|
|
| photo: Marlayna Demond | |
New York Times, Sunday Times, and USA Today bestselling author B.K. Borison is the author of cozy, contemporary romances featuring emotionally vulnerable characters and swoon-worthy settings. The latest in her Heartstrings series is And Now, Back to You (Berkley Books, February 24, 2026), a When Harry Met Sally-inspired, opposites-attract romance about two meteorologists.
Handsell readers your book in 25 words or less:
Two competing meteorologists get trapped in the mountains during a historic snowstorm. There is only one bed.
On your nightstand now:
We Could Be So Good by Cat Sebastian. Cat has such a tender, effortless way of writing that is deeply romantic. I particularly love how she slowly stitches connection between her characters through the smallest of details. Her voice feels like a cold drink of water. Whenever I feel uninspired or small, I pick up one of her books. They itch my brain in exactly the right way.
Favorite book when you were a child:
The Lord of the Rings series by J.R.R. Tolkien was my first full obsession as a kid. I think at one point I even tried to learn elvish. The world is so rich and immersive, it pulled me right in. In my heart, I am always somewhere in the Shire.
Your top five authors:
Nora Ephron, Cat Sebastian, Joss Richard, Ellen O'Clover, and Anita Kelly. I will literally drop anything I'm doing to read something they've put together, including their grocery lists.
Book you've faked reading:
I had a college professor I didn't like who assigned his own book as part of the class curriculum. I couldn't even find summary notes for it online, so I really flew by the seat of my pants in that class. Typically, I think every book has something in it to be learned from, but I really didn't think that man had anything valuable to say.
Book you're an evangelist for:
Literally everyone in my life is tired of hearing me yap about Star Shipped by Cat Sebastian, but it is truly one of the most tender, affirming books I have ever read and I genuinely don't know how she's capable of writing such powerful love stories over and over again.
Book you've bought for the cover:
The Ministry of Time by Kaliane Bradley. The colors are so striking. It reminds me of those old sci-fi broadcast features from when I was a kid. I'm also such a sucker for the original Penguin classic covers.

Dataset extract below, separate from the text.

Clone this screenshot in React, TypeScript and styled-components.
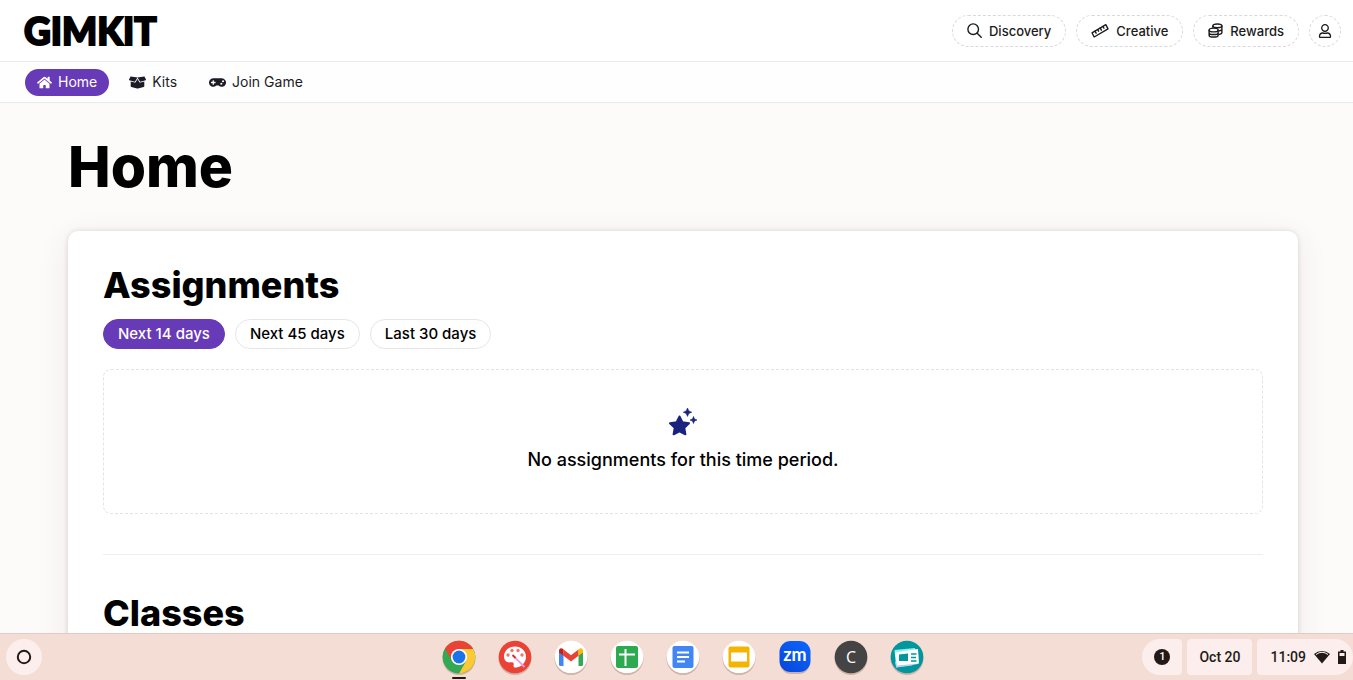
import React from 'react';
import styled, { createGlobalStyle } from 'styled-components';
import { FaHome, FaBoxOpen, FaGamepad, FaRegUser } from 'react-icons/fa';

const GlobalStyle = createGlobalStyle`
  *, *::before, *::after { box-sizing: border-box; }
  body { margin: 0; font-family: Inter, 'Liberation Sans', sans-serif; color: #000; background: #fcfbfa; }
  h1, h2, p { margin: 0; }
  button { font: inherit; color: inherit; cursor: pointer; }
  a { color: inherit; text-decoration: none; }
`;

const Screen = styled.div`
  height: 100vh;
  display: flex;
  flex-direction: column;
`;

const Page = styled.div`
  flex: 1;
  min-height: 0;
  overflow-y: auto;
  scrollbar-width: none;
`;

const Header = styled.header`
  height: 62px;
  padding: 0 12px 0 24px;
  display: flex;
  align-items: center;
  justify-content: space-between;
  background: #fff;
  border-bottom: 1px solid #ebebee;
`;

const Logo = styled.a`
  font-family: Lato, sans-serif;
  font-weight: 900;
  font-size: 37px;
  line-height: 48px;
  -webkit-text-stroke: 2px #000;
`;

const HeaderActions = styled.div`
  display: flex;
  gap: 10px;
`;

const HeaderButton = styled.button<{ $round?: boolean }>`
  height: 32px;
  width: ${(p) => (p.$round ? '32px' : 'auto')};
  padding: ${(p) => (p.$round ? '0' : '0 14px')};
  display: flex;
  align-items: center;
  justify-content: center;
  gap: 7px;
  background: #fff;
  border: 1px dashed #d9d9d9;
  border-radius: 16px;
  font-size: 13px;
  font-weight: 500;
  color: #1b1b1b;
`;

const Nav = styled.nav`
  height: 41px;
  padding: 0 25px;
  display: flex;
  align-items: center;
  gap: 8px;
  background: #fefefe;
  border-bottom: 1px solid #ebebee;
`;

const NavLink = styled.a<{ $active?: boolean }>`
  height: 27px;
  padding: 0 12px;
  display: flex;
  align-items: center;
  gap: 6px;
  border-radius: 14px;
  font-size: 14px;
  line-height: 18px;
  color: ${(p) => (p.$active ? '#fff' : '#1c1b25')};
  background: ${(p) => (p.$active ? '#673ab7' : 'transparent')};
`;

const Main = styled.main`
  padding: 32px 55px 0 68px;
`;

const PageTitle = styled.h1`
  font-size: 57px;
  line-height: 64px;
  font-weight: 800;
`;

const Card = styled.section`
  margin-top: 32px;
  padding: 34px 35px 60px;
  background: #fff;
  border-radius: 10px;
  box-shadow: 0 0 5px rgba(60, 30, 30, 0.16), 0 8px 30px rgba(120, 60, 60, 0.1);
`;

const SectionTitle = styled.h2`
  font-size: 36px;
  line-height: 40px;
  font-weight: 800;
`;

const Filters = styled.div`
  display: flex;
  gap: 10px;
  margin: 14px 0 20px;
`;

const Filter = styled.button<{ $active?: boolean }>`
  height: 30px;
  padding: 0 14px 2px;
  border-radius: 15px;
  border: 1px solid ${(p) => (p.$active ? '#673ab7' : '#e6e6e6')};
  background: ${(p) => (p.$active ? '#673ab7' : '#fff')};
  color: ${(p) => (p.$active ? '#fff' : '#000')};
  font-size: 15px;
  font-weight: 500;
`;

const Empty = styled.div`
  height: 145px;
  display: flex;
  flex-direction: column;
  align-items: center;
  padding-top: 37px;
  gap: 8px;
  border: 1px dashed #e4e4e4;
  border-radius: 8px;
`;

const EmptyText = styled.p`
  font-size: 18px;
  line-height: 30px;
  font-weight: 500;
`;

const Divider = styled.hr`
  margin: 40px 0 38px;
  border: 0;
  border-top: 1px solid #efefef;
`;

const Shelf = styled.footer`
  height: 47px;
  flex: none;
  display: grid;
  grid-template-columns: 1fr auto 1fr;
  align-items: center;
  background: #f4ddd5;
  border-top: 1px solid #e2cbc5;
  font-family: Roboto, sans-serif;
  font-size: 14px;
  font-weight: 500;
  color: #231a18;
`;

const Launcher = styled.button`
  width: 36px;
  height: 36px;
  margin-left: 6px;
  padding: 0;
  display: grid;
  place-items: center;
  border: 0;
  border-radius: 50%;
  background: #fbeeec;
`;

const Apps = styled.div`
  display: flex;
  gap: 22px;
  margin: 2px 0 0 12px;
`;

const AppButton = styled.button<{ $running?: boolean }>`
  position: relative;
  padding: 0;
  border: 0;
  background: none;
  display: flex;

  &::after {
    content: '';
    display: ${(p) => (p.$running ? 'block' : 'none')};
    position: absolute;
    left: 10px;
    bottom: -3px;
    width: 14px;
    height: 2px;
    border-radius: 1px;
    background: #231a18;
  }
`;

const Tray = styled.div`
  display: flex;
  justify-content: flex-end;
  gap: 5px;
`;

const TrayButton = styled.button<{ $side?: 'start' | 'end' }>`
  height: 36px;
  padding: ${(p) => (p.$side === 'end' ? '0 7px 0 13px' : '0 12px')};
  display: flex;
  align-items: center;
  gap: 8px;
  border: 0;
  background: #fbeeec;
  border-radius: ${(p) =>
    p.$side === 'start' ? '18px 4px 4px 18px' : p.$side === 'end' ? '4px 18px 18px 4px' : '4px'};
`;

const Badge = styled.span`
  width: 16px;
  height: 16px;
  display: grid;
  place-items: center;
  border-radius: 50%;
  background: #231a18;
  color: #fff;
  font-size: 11px;
  line-height: 16px;
`;

const SearchIcon = () => (
  <svg width="15" height="15" viewBox="0 0 15 15" fill="none" stroke="currentColor" strokeWidth="1.4" strokeLinecap="round">
    <circle cx="6.2" cy="6.2" r="5.3" />
    <path d="m10.200 10.200 4 4" />
  </svg>
);

const RulerIcon = () => (
  <svg width="18" height="18" viewBox="0 0 18 18" fill="none" stroke="currentColor" strokeWidth="1.4" strokeLinejoin="round" strokeLinecap="round">
    <path d="M1 10.800 14.800 2.700 17 6.800 3.200 15Z" />
    <path d="M4 9.200l1.100 2M6.700 7.700l.9 1.500M9.300 6.200l1.100 2M12 4.600l.9 1.500" />
  </svg>
);

const CoinsIcon = () => (
  <svg width="15" height="15" viewBox="0 0 16 16" fill="none" stroke="currentColor" strokeWidth="1.5">
    <ellipse cx="10" cy="3" rx="4.800" ry="2" />
    <path d="M5.200 3v2M14.800 3v7.500c0 .9-1.400 1.600-3.400 1.900M14.800 6.700c0 .9-1.400 1.600-3.400 1.900" />
    <ellipse cx="6" cy="7.500" rx="4.800" ry="2" />
    <path d="M1.200 7.500V13c0 1.100 2.100 2 4.800 2s4.800-.9 4.800-2V7.500M1.200 10.300c0 1.100 2.100 2 4.800 2s4.800-.9 4.800-2" />
  </svg>
);

const StarsIcon = () => (
  <svg width="30" height="30" viewBox="0 0 30 30" fill="#1a237e" stroke="#1a237e" strokeLinejoin="round">
    <path strokeWidth="2" d="M11.500 9.500 14.400 15.300 21 16.300 16.300 20.900 17.400 27.300 11.500 24.300 5.600 27.300 6.700 20.900 2 16.300 8.600 15.300Z" />
    <path strokeWidth=".6" d="M19.500 1 20.800 3.900 23.700 5.200 20.800 6.500 19.500 9.400 18.200 6.500 15.300 5.200 18.200 3.900ZM25.500 9.500 26.500 12 29 13 26.500 14 25.500 16.500 24.500 14 22 13 24.500 12Z" />
  </svg>
);

const Disc = ({ fill, children }: { fill: string; children?: React.ReactNode }) => (
  <svg width="34" height="36" viewBox="0 0 34 36" aria-hidden="true">
    <circle cx="17" cy="18.500" r="16.500" fill="#7a4a40" opacity=".3" />
    <circle cx="17" cy="17" r="16.300" fill={fill} />
    {children}
  </svg>
);

const apps: { name: string; running?: boolean; icon: React.ReactNode }[] = [
  {
    name: 'Chrome',
    running: true,
    icon: (
      <Disc fill="#34a853">
        <path d="M17 17 2.900 8.800A16.300 16.300 0 0 1 31.100 8.900Z" fill="#ea4335" />
        <path d="M17 8.900H31.100A16.300 16.300 0 0 1 17 33.300L24 21Z" fill="#fbc934" />
        <path d="M3 8.800 10 21 17 17 17 8.900Z" fill="#ea4335" />
        <path d="M3 8.800 10 21 17 25 24 21 17 33.300A16.300 16.300 0 0 1 3 8.800Z" fill="#34a853" />
        <circle cx="17" cy="17" r="8.100" fill="#fff" />
        <circle cx="17" cy="17" r="6.400" fill="#1a73e8" />
      </Disc>
    ),
  },
  {
    name: 'Canvas',
    icon: (
      <Disc fill="#ea4335">
        <path d="M17 6.500C10.500 6.500 6 11 6 16.600c0 4.600 3.300 6.400 6.600 5.700 2.300-.4 3.600.6 3 2.600-.5 2 .6 2.900 2.300 2.700 5.700-.6 10.100-5.300 10.100-10.900C28 11 23.300 6.500 17 6.500Z" fill="#fff" />
        <g fill="#f0766d">
          <circle cx="10" cy="15" r="1.700" />
          <circle cx="14" cy="10.500" r="1.700" />
          <circle cx="20" cy="10.500" r="1.700" />
          <circle cx="24" cy="15" r="1.700" />
        </g>
        <path d="m16.500 17 10 10" stroke="#ee9be8" strokeWidth="1.800" />
        <path d="m14.500 15 3 3" stroke="#d93025" strokeWidth="2" />
      </Disc>
    ),
  },
  {
    name: 'Gmail',
    icon: (
      <Disc fill="#fff">
        <path d="M5 11v13.500q0 1.500 1.500 1.500h3V14Z" fill="#4285f4" />
        <path d="M29 11v13.500q0 1.500-1.500 1.500h-3V14Z" fill="#34a853" />
        <path d="M9.500 9.500 17 15.200 24.500 9.500V15.800L17 21.400 9.500 15.800Z" fill="#ea4335" />
        <path d="M5 11c0-3 2.500-3.500 4.500-1.500v6.300L5 12.500Z" fill="#c5221f" />
        <path d="M29 11c0-3-2.500-3.500-4.500-1.500v6.300L29 12.500Z" fill="#fbbc04" />
      </Disc>
    ),
  },
  {
    name: 'Sheets',
    icon: (
      <Disc fill="#fff">
        <rect x="6" y="6" width="22" height="22" rx="2" fill="#2da94f" />
        <path d="M15.500 9v17M9 14.500h16" stroke="#fff" strokeWidth="2" />
      </Disc>
    ),
  },
  {
    name: 'Docs',
    icon: (
      <Disc fill="#fff">
        <rect x="6.500" y="6" width="21" height="22" rx="2" fill="#4285f4" />
        <path d="M11 12.500h12M11 17h12M11 21.500h8" stroke="#fff" strokeWidth="2" />
      </Disc>
    ),
  },
  {
    name: 'Slides',
    icon: (
      <Disc fill="#fff">
        <rect x="6.500" y="6.500" width="21" height="21" rx="2" fill="#f4b400" />
        <rect x="9" y="12.500" width="16" height="9" fill="#fff" />
      </Disc>
    ),
  },
  {
    name: 'Zoom',
    icon: (
      <svg width="34" height="36" viewBox="0 0 34 36">
        <defs>
          <linearGradient id="zm" x1="0" y1="1" x2="1" y2="0">
            <stop stopColor="#0845d8" />
            <stop offset="1" stopColor="#0b67ff" />
          </linearGradient>
        </defs>
        <rect x="2" y="3" width="30" height="31" rx="11" fill="#7a4a40" opacity=".3" />
        <rect x="1.500" y="1" width="31" height="31" rx="11" fill="url(#zm)" />
        <text x="17" y="21" textAnchor="middle" fontFamily="Lato, sans-serif" fontWeight="700" fontSize="18" fill="#fff">zm</text>
      </svg>
    ),
  },
  {
    name: 'C',
    icon: (
      <Disc fill="#444">
        <text x="17" y="23" textAnchor="middle" fontFamily="Open Sans, sans-serif" fontSize="16" fill="#fff">C</text>
      </Disc>
    ),
  },
  {
    name: 'News',
    icon: (
      <Disc fill="#00969b">
        <path d="M4.500 10 25 8 28 24 6 27.500Z" fill="#8ff0ea" />
        <path d="M5 22 26 23 22 25.500 6.500 27.500Z" fill="#b9cdfb" />
        <path d="M5 12.500 28 9 29 23.500 7 25.500Z" fill="#fff" />
        <path d="M9 14.500 18 13.500V21H9Z" fill="#00969b" />
        <path d="M21 14h5.500M21 17.500h5M21 21h5.500" stroke="#00969b" strokeWidth="1.500" />
      </Disc>
    ),
  },
];

export default function App() {
  return (
    <Screen>
      <GlobalStyle />
      <Page>
        <Header>
          <Logo href="#">GIMKIT</Logo>
          <HeaderActions>
            <HeaderButton><SearchIcon />Discovery</HeaderButton>
            <HeaderButton><RulerIcon />Creative</HeaderButton>
            <HeaderButton><CoinsIcon />Rewards</HeaderButton>
            <HeaderButton $round aria-label="Account"><FaRegUser size={14} /></HeaderButton>
          </HeaderActions>
        </Header>
        <Nav>
          <NavLink href="#" $active><FaHome size={15} />Home</NavLink>
          <NavLink href="#"><FaBoxOpen size={17} />Kits</NavLink>
          <NavLink href="#"><FaGamepad size={17} />Join Game</NavLink>
        </Nav>
        <Main>
          <PageTitle>Home</PageTitle>
          <Card>
            <SectionTitle>Assignments</SectionTitle>
            <Filters>
              <Filter $active>Next 14 days</Filter>
              <Filter>Next 45 days</Filter>
              <Filter>Last 30 days</Filter>
            </Filters>
            <Empty>
              <StarsIcon />
              <EmptyText>No assignments for this time period.</EmptyText>
            </Empty>
            <Divider />
            <SectionTitle>Classes</SectionTitle>
          </Card>
        </Main>
      </Page>
      <Shelf>
        <Launcher aria-label="Launcher">
          <svg width="16" height="16" viewBox="0 0 16 16">
            <circle cx="8" cy="8" r="6.200" fill="none" stroke="#231a18" strokeWidth="2" />
          </svg>
        </Launcher>
        <Apps>
          {apps.map((a) => (
            <AppButton key={a.name} $running={a.running} aria-label={a.name}>{a.icon}</AppButton>
          ))}
        </Apps>
        <Tray>
          <TrayButton $side="start"><Badge>1</Badge></TrayButton>
          <TrayButton>Oct 20</TrayButton>
          <TrayButton $side="end">
            11:09
            <svg width="16" height="14" viewBox="0 0 16 14">
              <path d="M0 4a12 12 0 0 1 16 0L8 13.500Z" fill="#231a18" />
              <path d="M2 4.500a10 10 0 0 1 12 0" stroke="#fbeeec" fill="none" />
            </svg>
            <svg width="8" height="14" viewBox="0 0 8 14">
              <path d="M2.500 0h3v1.500H8V14H0V1.500h2.500Z" fill="#231a18" />
              <path d="M1.500 3h5v3h-5Z" fill="#fbeeec" />
            </svg>
          </TrayButton>
        </Tray>
      </Shelf>
    </Screen>
  );
}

When I was growing up, they had an entire display at Barnes & Noble of those covers specifically, and I remember slowly working my way through that display with my babysitting cash. I still have those editions of Bram Stoker's Dracula and Mary Shelley's Frankenstein, dog-eared with notes in the margin.
Book you hid from your parents:
My parents told me I wasn't allowed to read at the dinner table, and I didn't listen, so I usually was hiding a book on my lap. I explicitly remember hiding a copy of a The Baby-Sitters Club book while I was supposed to be eating pot roast. I also used to bring a banged-up copy of a Tolkien book with me to church class. It was confiscated, but luckily I had like 17 copies of that book.
Book that changed your life:
Not a book, but reading the screenplay for Sleepless in Seattle was the first time I was consumed with the writing of something. I had always loved books, but Tom Hanks has a monologue where he's talking about magic and I remember sitting on my bed and thinking, "I want to do that." Nora Ephron has such a lovely, magical, whimsical approach to love stories that has deeply inspired by own story telling.
Favorite line from a book:
I can't believe I'm actually going to quote Shakespeare, but there's a line in "Venus and Adonis" that I've always loved where he says, "For he being dead, with him is beauty slain, And, beauty dead, black chaos comes again."
I've always found that to be terribly dramatic and wonderfully romantic.
There's also a line in Claire Keegan's Small Things Like These where the character reflects and says: "As they carried along and met more people Furlong did and did not know, he found himself asking was there any point in being alive without helping one another?"
I think about that moment a lot--what it means to be a person that exists as a part of a community. And how we can better shape ourselves to be part of a we versus a me.
Five books you'll never part with:
To Kill a Mockingbird by Harper Lee, Pride and Prejudice by Jane Austen, The Princess Bride by William Goldman, The Two Towers by J.R.R. Tolkien, Atonement by Ian McEwan.
Look at that spectrum! I like thinking of books as little bookmarks on the chapter of life I read them in. Sometimes when I open up one of these books, I remember exactly where I was the last time I read it and it's a wonderful feeling of... time travel, almost. I like comparing how I feel reading it now to how I felt when I was reading it before. It's like a window to a different time, except you're looking in your heart.
Book you most want to read again for the first time:
Sometimes there's a magical moment when a book hits you at exactly the right time and is exactly what you need, and that book for me was The Very Secret Society of Irregular Witches by Sangu Mandanna. I felt so taken care of when I read that book for the first time. It made my belly swoop and my throat tighten in all the best ways.